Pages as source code

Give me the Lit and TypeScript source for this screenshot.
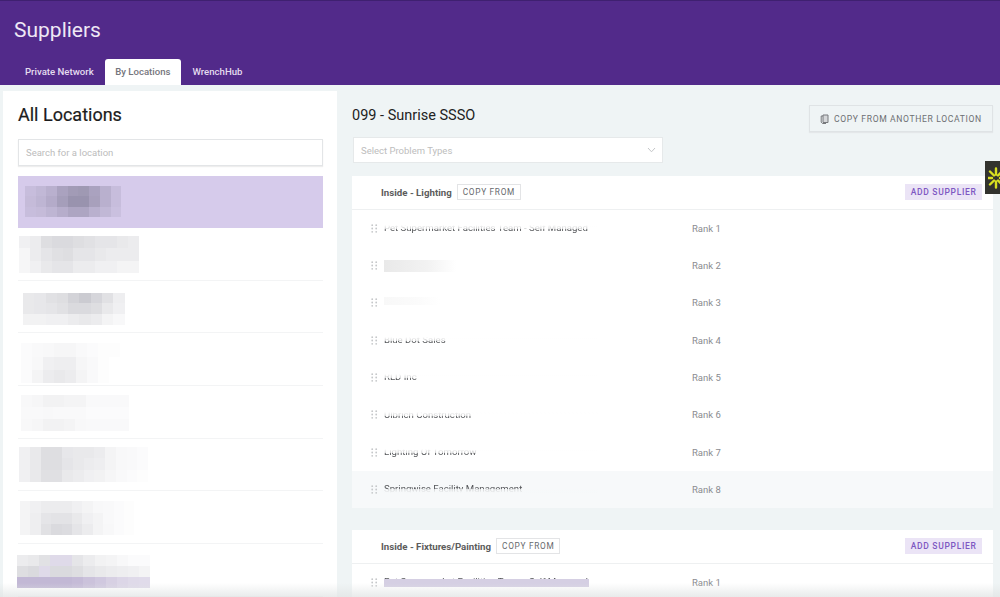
import { LitElement, html, css, svg } from "lit";
import { customElement } from "lit/decorators.js";

type Block = { left: number; top: number; cell: number; height: number; tint?: string; cells: number[][] };

const blocks: Block[] = [
  { left: 25, top: 10, cell: 10.7, height: 31, cells: [
    [.1,.14,.2,.3,.36,.38,.3,.2,.1],[.12,.16,.24,.34,.42,.42,.32,.2,.1],[.1,.12,.16,.22,.28,.28,.2,.14,.08]] },
  { left: 19, top: 8, cell: 10.9, height: 37, cells: [
    [.08,.1,.18,.2,.2,.18,.16,.14,.14,.12,.1],[.05,.1,.14,.17,.18,.14,.14,.12,.1,.1,.1],[.05,.08,.12,.14,.14,.1,.1,.08,.08,.06,.06]] },
  { left: 23, top: 12, cell: 11.3, height: 32, cells: [
    [.12,.13,.16,.18,.24,.28,.22,.16,.09],[.12,.13,.14,.16,.2,.2,.18,.12,.08],[.07,.07,.08,.08,.1,.12,.1,.06,.04]] },
  { left: 21, top: 10, cell: 11, height: 40, cells: [
    [.02,.03,.04,.05,.05,.03,.02,.01,.01],[.02,.04,.08,.09,.09,.05,.03,.01,0],[.02,.06,.1,.12,.1,.06,.03,.01,0]] },
  { left: 21, top: 9, cell: 10.8, height: 36, cells: [
    [.04,.05,.07,.07,.06,.06,.03,.03,.03,.03],[.03,.03,.04,.03,.03,.03,.02,.02,.02,.02],[.04,.05,.07,.07,.06,.04,.03,.03,.03,.03]] },
  { left: 19, top: 8, cell: 10.75, height: 35, cells: [
    [.08,.12,.18,.18,.13,.12,.12,.1,.06,.04,.03,.02],[.08,.12,.18,.18,.14,.12,.1,.09,.06,.04,.03,.02],[.08,.12,.17,.17,.12,.1,.08,.07,.05,.03,.02,.01]] },
  { left: 20, top: 10, cell: 10.4, height: 34, cells: [
    [.06,.08,.1,.1,.1,.08,.06,.04,.03,.02,.01,0],[.06,.09,.14,.15,.15,.12,.08,.06,.03,.02,.01,0],[.06,.09,.16,.2,.19,.14,.1,.06,.04,.02,.01,0]] },
  { left: 17, top: 11, cell: 11.08, height: 33, tint: "1", cells: [
    [.1,.12,.16,.22,.22,.14,.1,.07,.06,.04,.02,.02],[.18,.2,.22,.2,.2,.18,.14,.12,.1,.09,.08,.06],[.42,.42,.42,.42,.42,.4,.36,.32,.28,.24,.22,.21]] },
];

type Row = { name: string; cover?: number; under?: boolean; smear?: number; faint?: boolean; hover?: boolean; strip?: boolean };

const lighting: Row[] = [
  { name: "Pet Supermarket Facilities Team - Self Managed", cover: 1 },
  { name: "", smear: 72 },
  { name: "", smear: 56, faint: true },
  { name: "Blue Dot Sales", cover: 1 },
  { name: "RLD Inc", cover: 1 },
  { name: "Ulbrich Construction", cover: 1 },
  { name: "Lighting Of Tomorrow", cover: 1 },
  { name: "Springwise Facility Management", under: true, hover: true },
];
const fixtures: Row[] = [{ name: "Pet Supermarket Facilities Team - Self Managed", strip: true }];

const dots = svg`<circle cx="1.2" cy="1.2" r=".9"/><circle cx="5.2" cy="1.2" r=".9"/><circle cx="1.2" cy="4.5" r=".9"/><circle cx="5.2" cy="4.5" r=".9"/><circle cx="1.2" cy="7.8" r=".9"/><circle cx="5.2" cy="7.8" r=".9"/>`;

@customElement("app-root")
export class AppRoot extends LitElement {
  static styles = css`
    :host { display: block; position: relative; height: 597px; overflow: hidden; background: #eff4f5; font-family: Roboto, "Liberation Sans", sans-serif; color: #222; }
    .header { height: 85px; box-sizing: border-box; background: #522a8a; border-top: 1px solid #3f2070; display: flex; flex-direction: column; justify-content: space-between; padding-left: 14px; }
    .title { font-size: 21px; line-height: 26px; color: #eee8f5; margin-top: 16px; }
    .tabs { display: flex; }
    .tab { height: 26px; line-height: 26px; padding: 0 11px; font-size: 9.6px; font-weight: 500; color: #e4dcef; box-sizing: border-box; border-radius: 3px 3px 0 0; }
    .tab.active { background: #fff; color: #75757c; padding: 0 11px 0 10.5px; }
    .body { display: flex; height: 512px; }
    .left { width: 334px; margin: 6px 0 0 3px; background: #fff; box-sizing: border-box; padding: 0 14px 0 15px; flex: none; }
    .left h1 { margin: 12px 0 0; font-size: 18px; line-height: 24px; font-weight: 400; color: #1c1c1c; -webkit-text-stroke: .2px #1c1c1c; }
    .search { margin-top: 12px; height: 27px; box-sizing: border-box; border: 1px solid #e3e5e7; box-shadow: 0 1px 1px #eee; padding-left: 7px; font-size: 9.5px; line-height: 25px; color: #bcbcbc; background: #fff; }
    .list { margin-top: 10px; }
    .loc { height: 52.67px; box-sizing: border-box; border-bottom: 1.5px solid #f3f4f5; display: flow-root; }
    .loc.sel { background: #d6cbeb; border-bottom: 0; height: 52px; }
    .pix { display: flex; filter: blur(.5px); overflow: hidden; width: fit-content; }
    .pix-col { display: flex; flex-direction: column; flex: none; }
    .pix-cell { flex: 1; }
    .right { flex: 1; padding: 0 7px 0 15px; min-width: 0; }
    .top { display: flex; justify-content: space-between; align-items: flex-start; margin-top: 20px; height: 27px; }
    .name { font-size: 14.5px; line-height: 20px; color: #222; margin-top: 1px; }
    .copy-main { height: 27px; width: 184px; box-sizing: border-box; border: 1px solid #dfe3e5; display: flex; align-items: center; gap: 5px; padding-left: 10px; font-size: 8.6px; letter-spacing: .63px; color: #6d6f72; background: #eff4f5; box-shadow: 0 1px 1px #e4e7e9; white-space: nowrap; }
    .select { margin: 5px 0 0 1px; width: 310px; height: 26px; box-sizing: border-box; background: #fff; border: 1px solid #e6e9ea; display: flex; align-items: center; justify-content: space-between; padding: 0 6px 0 7px; font-size: 9.5px; color: #bdbdbd; }
    .card { background: #fff; margin-top: 22px; }
    .select + .card { margin-top: 13px; }
    .card-head { height: 33.6px; box-sizing: border-box; display: flex; align-items: center; padding: 0 11px 0 29px; border-bottom: 1px solid #eef0f1; }
    .cat { font-size: 9.7px; font-weight: 700; color: #5c5c5c; margin-right: 5px; }
    .copy { height: 16px; line-height: 15px; padding: 0 5px; box-sizing: border-box; border: 1px solid #e3e4e6; font-size: 8.3px; letter-spacing: .7px; color: #66686c; }
    .add { margin-left: auto; height: 16px; line-height: 16px; padding: 0 5.5px; background: #ebe4f6; color: #7e57c2; font-size: 8.5px; font-weight: 500; letter-spacing: .68px; }
    .row { height: 37.3px; display: flex; align-items: center; padding-left: 19px; }
    .row.hover { background: #f7f9fa; }
    .handle { width: 7px; height: 9px; fill: #c5c7c9; flex: none; margin-right: 6px; }
    .supplier { position: relative; width: 308px; font-size: 9.6px; color: #55575a; white-space: nowrap; height: 12px; line-height: 12px; filter: blur(.3px); }
    .cover { position: absolute; left: -1px; top: -1px; height: 8px; width: 215px; background: linear-gradient(#fff 50%, rgba(255,255,255,.65)); }
    .under { position: absolute; left: -1px; top: 6px; height: 8px; width: 215px; background: linear-gradient(rgba(247,249,250,.7), #f7f9fa 50%); }
    .smear { display: block; height: 12px; background: linear-gradient(90deg, #e9e9e9, #f2f2f2 60%, #fff); }
    .smear.faint { height: 8px; background: linear-gradient(90deg, #f8f8f8, #fbfbfb 60%, #fff); }
    .strip { position: absolute; left: 0; top: 3px; width: 205px; height: 8px; background: #d5cfe3; }
    .rank { font-size: 9.5px; color: #8a8c90; }
    .widget { position: absolute; right: 0; top: 161px; width: 15px; height: 33px; background: #33332e; overflow: hidden; }
    .widget svg { position: absolute; left: 3px; top: 6px; }
    .fade { position: absolute; left: 0; right: 0; bottom: 0; height: 14px; background: linear-gradient(rgba(225,228,228,0), rgba(225,228,228,.75)); pointer-events: none; }
  `;

  private pix(b: Block) {
    const n = b.cells[0].length;
    const cols = Array.from({ length: n }, (_, i) => i);
    return html`<div class="pix" style="margin-left:${b.left - 18}px;margin-top:${b.top}px;height:${b.height}px">
      ${cols.map((c) => html`<div class="pix-col" style="width:${b.cell}px">
        ${b.cells.map((r) => html`<div class="pix-cell" style="background:${b.tint && r[c] > 0.2 ? `rgba(110,85,155,${r[c]})` : `rgba(70,70,90,${r[c]})`}"></div>`)}
      </div>`)}
    </div>`;
  }

  private row(r: Row, i: number) {
    return html`<div class="row ${r.hover ? "hover" : ""}">
      <svg class="handle" viewBox="0 0 7 9">${dots}</svg>
      <div class="supplier">
        ${r.smear ? html`<span class="smear ${r.faint ? "faint" : ""}" style="width:${r.smear}px"></span>` : r.name}
        ${r.cover ? html`<div class="cover"></div>` : ""}
        ${r.under ? html`<div class="under"></div>` : ""}
        ${r.strip ? html`<div class="strip"></div>` : ""}
      </div>
      <div class="rank">Rank ${i + 1}</div>
    </div>`;
  }

  private card(title: string, rows: Row[]) {
    return html`<section class="card">
      <div class="card-head">
        <span class="cat">${title}</span>
        <span class="copy">COPY FROM</span>
        <span class="add">ADD SUPPLIER</span>
      </div>
      ${rows.map((r, i) => this.row(r, i))}
    </section>`;
  }

  render() {
    return html`
      <header class="header">
        <div class="title">Suppliers</div>
        <nav class="tabs">
          <div class="tab">Private Network</div>
          <div class="tab active">By Locations</div>
          <div class="tab">WrenchHub</div>
        </nav>
      </header>
      <div class="body">
        <aside class="left">
          <h1>All Locations</h1>
          <div class="search">Search for a location</div>
          <div class="list">
            ${blocks.map((b, i) => html`<div class="loc ${i === 0 ? "sel" : ""}">${this.pix(b)}</div>`)}
          </div>
        </aside>
        <main class="right">
          <div class="top">
            <div class="name">099 - Sunrise SSSO</div>
            <div class="copy-main">
              <svg width="9" height="10" viewBox="0 0 9 10" fill="none" stroke="#77797c" stroke-width="1"><path d="M3 1h5v7.5H3z" fill="#d5d7d9"/><path d="M3 2H1.2v6.2L2.5 9.5H6"/></svg>
              COPY FROM ANOTHER LOCATION
            </div>
          </div>
          <div class="select">
            <span>Select Problem Types</span>
            <svg width="9" height="6" viewBox="0 0 9 6" fill="none" stroke="#c4c6c8" stroke-width="1"><path d="M1 1l3.5 3.8L8 1"/></svg>
          </div>
          ${this.card("Inside - Lighting", lighting)}
          ${this.card("Inside - Fixtures/Painting", fixtures)}
        </main>
      </div>
      <div class="widget">
        <svg width="20" height="22" viewBox="0 0 20 22" stroke="#d9e021" stroke-width="2.4" stroke-linecap="round"><path d="M8 1.5v6M8 14.5v6M2 4.5l4 4M14 4.5l-4 4M2 17.5l4-4M14 17.5l-4-4M.5 11h3.5M12 11h3.5"/></svg>
      </div>
      <div class="fade"></div>
    `;
  }
}
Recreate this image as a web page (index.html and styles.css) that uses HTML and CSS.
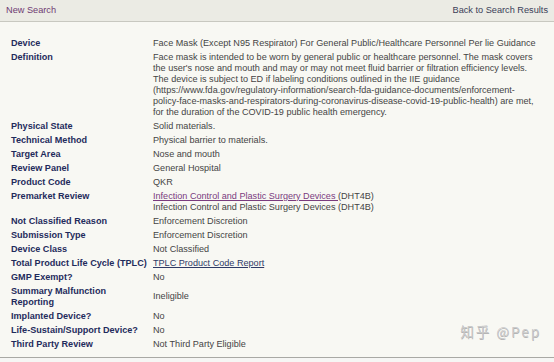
FILE: index.html
```html
<!DOCTYPE html>
<html>
<head>
<meta charset="utf-8">
<link rel="stylesheet" href="styles.css">
</head>
<body>
<div class="page">
  <div class="topbar">
    <a class="nav-link visited" href="#">New Search</a>
    <a class="nav-link back" href="#">Back to Search Results</a>
  </div>
  <div class="content">
    <table class="detail">
      <colgroup><col class="label-col"><col class="value-col"></colgroup>
      <tr><th>Device</th><td>Face Mask (Except N95 Respirator) For General Public/Healthcare Personnel Per lie Guidance</td></tr>
      <tr><th>Definition</th><td class="definition">Face mask is intended to be worn by general public or healthcare personnel. The mask covers<br>the user's nose and mouth and may or may not meet fluid barrier or filtration efficiency levels.<br>The device is subject to ED if labeling conditions outlined in the IIE guidance<br>(https://www.fda.gov/regulatory-information/search-fda-guidance-documents/enforcement-<br>policy-face-masks-and-respirators-during-coronavirus-disease-covid-19-public-health) are met,<br>for the duration of the COVID-19 public health emergency.</td></tr>
      <tr><th>Physical State</th><td>Solid materials.</td></tr>
      <tr><th>Technical Method</th><td>Physical barrier to materials.</td></tr>
      <tr><th>Target Area</th><td>Nose and mouth</td></tr>
      <tr><th>Review Panel</th><td>General Hospital</td></tr>
      <tr><th>Product Code</th><td>QKR</td></tr>
      <tr><th>Premarket Review</th><td><a class="visited" href="#">Infection Control and Plastic Surgery Devices </a>(DHT4B)<br>Infection Control and Plastic Surgery Devices (DHT4B)</td></tr>
      <tr><th>Not Classified Reason</th><td>Enforcement Discretion</td></tr>
      <tr><th>Submission Type</th><td>Enforcement Discretion</td></tr>
      <tr><th>Device Class</th><td>Not Classified</td></tr>
      <tr><th>Total Product Life Cycle (TPLC)</th><td><a class="report" href="#">TPLC Product Code Report</a></td></tr>
      <tr><th>GMP Exempt?</th><td>No</td></tr>
      <tr><th>Summary Malfunction<br>Reporting</th><td>Ineligible</td></tr>
      <tr><th>Implanted Device?</th><td>No</td></tr>
      <tr><th>Life-Sustain/Support Device?</th><td>No</td></tr>
      <tr><th>Third Party Review</th><td>Not Third Party Eligible</td></tr>
    </table>
  </div>
  <div class="watermark">知乎 @Pep</div>
</div>
</body>
</html>
```

FILE: styles.css
```css
html, body {
  margin: 0;
  padding: 0;
  background: #f6f6f4;
}
.page {
  position: relative;
  width: 554px;
  height: 362px;
  overflow: hidden;
  font-family: "Liberation Sans", Arial, sans-serif;
  font-size: 9.1px;
  line-height: 11px;
  color: #444;
}
.topbar {
  height: 21px;
  display: flex;
  justify-content: space-between;
  align-items: center;
  padding: 0 6px 0 6px;
  background: #ebebe4;
  border-bottom: 1px solid #c8c8c0;
}
.nav-link {
  text-decoration: none;
  font-size: 9.2px;
}
.nav-link.visited { color: #6e3a72; }
.nav-link.back { color: #3a4058; }
.content {
  background: #f8f8f3;
  padding: 14px 0 0 11px;
  height: 336px;
  box-sizing: border-box;
  border-bottom: 1px solid #a9a9a4;
}
.detail {
  table-layout: fixed;
  width: 534px;
  border-collapse: collapse;
  border-spacing: 0;
}
.label-col { width: 142px; }
.value-col { width: 392px; }
.detail th {
  padding: 1.5px 0;
  text-align: left;
  vertical-align: top;
  font-weight: bold;
  color: #1f2b5c;
}
.detail td {
  padding: 1.5px 0;
  vertical-align: middle;
  color: #444;
}
.definition {
  white-space: nowrap;
}
.detail a.visited {
  color: #7a3b7e;
  text-decoration: underline;
}
.detail a.report {
  color: #2e3a66;
  text-decoration: underline;
}
.watermark {
  position: absolute;
  right: 13px;
  top: 322px;
  font-family: "Noto Sans CJK SC", "Liberation Sans", sans-serif;
  font-size: 13.5px;
  letter-spacing: 2px;
  line-height: 18px;
  color: #cacaca;
  text-shadow: 0.5px 0.5px 0 #b5b5b5, -0.5px -0.5px 0 #ffffff;
}
```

Problem:
Up to and including the line with "number; top: number;", copy the data above from its first line. Skip pictures.

Answer to this task:
Give me the Lit and TypeScript source for this screenshot.
import { LitElement, html, css, svg } from "lit";
import { customElement } from "lit/decorators.js";

type Block = { left: number; top: number; cell: number; height: number; tint?: string; cells: number[][] };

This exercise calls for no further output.